E la restituzione finale? Di cosa si tratterà?
Sarà un momento di spettacolo in cui ho cercato di mettere insieme le cose che abbiamo fatto, che non sono state poche. Hanno scritto. Mentre ricamavano parlavano, e io ho preso appunti delle loro conversazioni. Hanno discusso. Hanno ricamato una frase o una parola che è venuta fuori da tutto questo processo. Rispetto alle altre esperienze di laboratorio, in “Almeno nevicasse” ho scritto un copione con delle battute. Non sarà un’impresa facile. Perché vorrei che tutte le parti del laboratorio avessero lo stesso peso. Sono curiosa anche io.
Hai realizzato una linea di maglioni con frasi “Covid”: come stai attraversando questo momento? Progetti per il futuro?
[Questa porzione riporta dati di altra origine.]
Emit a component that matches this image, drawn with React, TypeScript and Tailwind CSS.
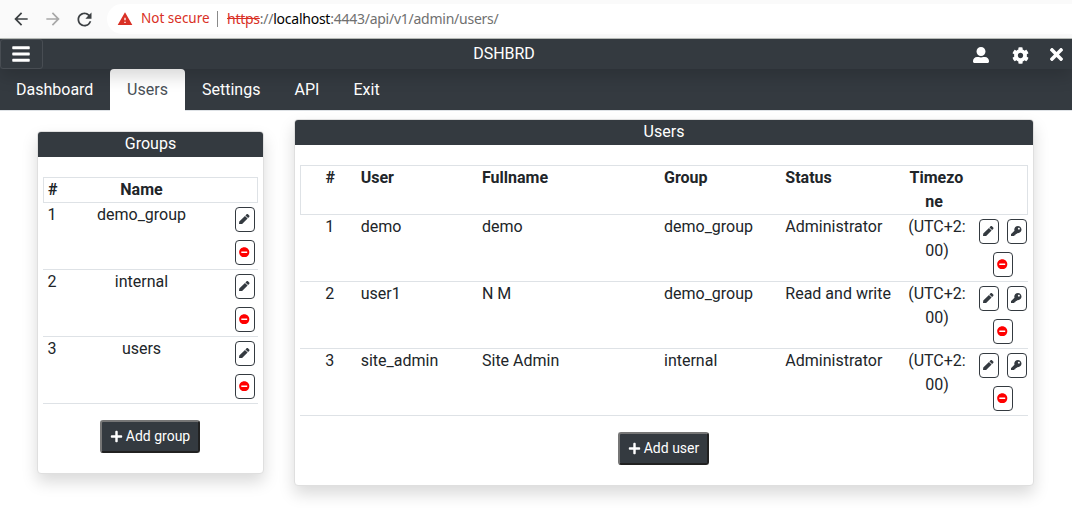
import React from "react";
import { FaBars, FaCog, FaKey, FaMinusCircle, FaPen, FaPlus, FaTimes, FaUserAlt } from "react-icons/fa";
import { MdArrowBack, MdArrowForward, MdRefresh, MdWarning } from "react-icons/md";

const groups = ["demo_group", "internal", "users"];

const users = [
  { user: "demo", fullname: "demo", group: "demo_group", status: "Administrator" },
  { user: "user1", fullname: "N M", group: "demo_group", status: "Read and write" },
  { user: "site_admin", fullname: "Site Admin", group: "internal", status: "Administrator" },
];

const userColumns = "grid grid-cols-[60.67px_121.33px_182px_121.33px_121.33px_60.67px_60.67px]";

function IconButton({ children, label }: { children: React.ReactNode; label: string }) {
  return (
    <button aria-label={label} className="flex h-[25px] w-5 items-center justify-center rounded-[4px] border border-[#343a40] pr-px pb-px text-[10.5px] text-[#343a40]">
      {children}
    </button>
  );
}

function AddButton({ children, className }: { children: React.ReactNode; className: string }) {
  return (
    <button
      className={
        "mt-4 flex h-[33px] items-center justify-center gap-[3px] rounded-[3px] border-2 border-t-[#767676] border-l-[#767676] border-r-[#212121] border-b-[#212121] bg-[#343a40] pb-px text-sm text-white " +
        className
      }
    >
      <FaPlus className="size-[13px]" />
      <span>{children}</span>
    </button>
  );
}

function Card({ title, className, children }: { title: string; className: string; children: React.ReactNode }) {
  return (
    <section className={"flex flex-col rounded-[4px] border border-[#dfdfdf] bg-white shadow-[0_8px_16px_rgba(0,0,0,0.15)] " + className}>
      <h2 className="h-[25px] rounded-t-[3px] bg-[#343a40] text-center leading-6 text-white">{title}</h2>
      <div className="px-[5px] pt-5">{children}</div>
    </section>
  );
}

function BrowserBar() {
  return (
    <div className="flex h-[39px] items-center border-b border-[#b9bdb9] bg-[#fafafa] font-['Noto_Sans',sans-serif] text-sm">
      <MdArrowBack className="ml-[11px] size-5 text-[#3c4043]" />
      <MdArrowForward className="ml-3 size-5 text-[#a8a8a8]" />
      <MdRefresh className="ml-[11px] size-[21px] text-[#3c4043]" />
      <div className="ml-3 flex h-[30px] flex-1 items-center rounded-l-full bg-white pl-[10px]">
        <MdWarning className="size-4 text-[#d93025]" />
        <span className="ml-2 w-[69px] text-[13.5px] whitespace-nowrap text-[#d93025]">Not secure</span>
        <span className="ml-[7px] h-4 w-px bg-[#8a8a8a]" />
        <span className="ml-[9px] whitespace-nowrap tracking-[-0.25px] text-[#707070]">
          <span className="text-[#d93025] line-through">https</span>://<span className="text-black">localhost</span>:4443/api/v1/admin/users/
        </span>
      </div>
    </div>
  );
}

export default function App() {
  return (
    <div className="h-[508px] w-[1072px] overflow-hidden bg-white font-[Roboto,sans-serif] text-base leading-6 text-[#212529]">
      <BrowserBar />

      <header className="relative flex h-[30px] items-center bg-[#343a40] text-white shadow-[0_8px_16px_rgba(0,0,0,0.15)]">
        <button aria-label="Menu" className="flex h-[30px] w-[43px] items-center justify-center rounded-[3px] border border-[#484d53] pr-0.5 pb-px">
          <FaBars className="size-5" />
        </button>
        <h1 className="flex-1 pr-2 text-center">DSHBRD</h1>
        <div className="flex w-[99px] items-center">
          <FaUserAlt className="mt-0.5 size-4" />
          <FaCog className="mt-0.5 ml-[23px] size-[17px]" />
          <FaTimes className="ml-[18px] size-[19px]" />
        </div>
      </header>

      <nav className="flex h-[42px] border-b border-[#dee2e6] bg-[#343a40] leading-[41px] text-white">
        <a className="w-[110px] pl-4">Dashboard</a>
        <a className="-mb-px w-[75px] rounded-t-[4px] bg-white text-center text-[#495057]">Users</a>
        <a className="w-[92px] pl-[17px]">Settings</a>
        <a className="w-[59px] pl-[17.5px]">API</a>
        <a className="pl-[17.5px]">Exit</a>
      </nav>

      <main className="flex items-start">
        <Card title="Groups" className="mt-5 ml-[37px] h-[343px] w-[227px]">
          <div className="grid h-[26px] grid-cols-[54px_1fr_54px] border border-[#dee2e6] font-bold">
            <span className="pl-1">#</span>
            <span className="-translate-x-[9px] text-center">Name</span>
          </div>
          {groups.map((name, i) => (
            <div key={name} className="grid h-[67px] grid-cols-[54px_1fr_54px] border-b border-[#dee2e6]">
              <span className="pl-[4.5px]">{i + 1}</span>
              <span className="-translate-x-[9px] text-center">{name}</span>
              <div className="flex flex-col items-end gap-2 pt-1 pr-[3px]">
                <IconButton label="Edit"><FaPen /></IconButton>
                <IconButton label="Delete"><FaMinusCircle className="text-[#ff0000]" /></IconButton>
              </div>
            </div>
          ))}
          <AddButton className="ml-[57px] w-[100px]">Add group</AddButton>
        </Card>

        <Card title="Users" className="mt-2 ml-[30px] h-[367px] w-[740px]">
          <div className="h-[50px] border border-[#dee2e6] font-bold">
            <div className={userColumns + " -mx-px"}>
              <span className="text-center">#</span>
              <span>User</span>
              <span>Fullname</span>
              <span>Group</span>
              <span>Status</span>
              <span className="pr-px text-center">Timezo<br /><span className="pr-[5px]">ne</span></span>
            </div>
          </div>
          {users.map((u, i) => (
            <div key={u.user} className={userColumns + " h-[67px] border-b border-[#dee2e6]"}>
              <span className="pr-px text-center">{i + 1}</span>
              <span>{u.user}</span>
              <span>{u.fullname}</span>
              <span>{u.group}</span>
              <span>{u.status}</span>
              <span className="text-center">(UTC+2:<br />00)</span>
              <div className="flex flex-col items-end gap-2 pt-1 pr-px">
                <div className="flex gap-2">
                  <IconButton label="Edit"><FaPen /></IconButton>
                  <IconButton label="Change password"><FaKey /></IconButton>
                </div>
                <div className="pr-[14px]">
                  <IconButton label="Delete"><FaMinusCircle className="text-[#ff0000]" /></IconButton>
                </div>
              </div>
            </div>
          ))}
          <AddButton className="ml-[318px] w-[91px]">Add user</AddButton>
        </Card>
      </main>
    </div>
  );
}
Ho cercato di evitare l’argomento. Non perché sia sbagliato trattarlo, ma perché è un momento di grossi fraintendimenti. I fraintendimenti sulle parole sono tutto. Sono bellissimi. Sono la parte più interessante, per me. Ma in questo momento preferisco parlare d’altro. Ho altro da dire e da far fraintendere. Continueranno i laboratori, il prossimo sarà ad Armunia a novembre.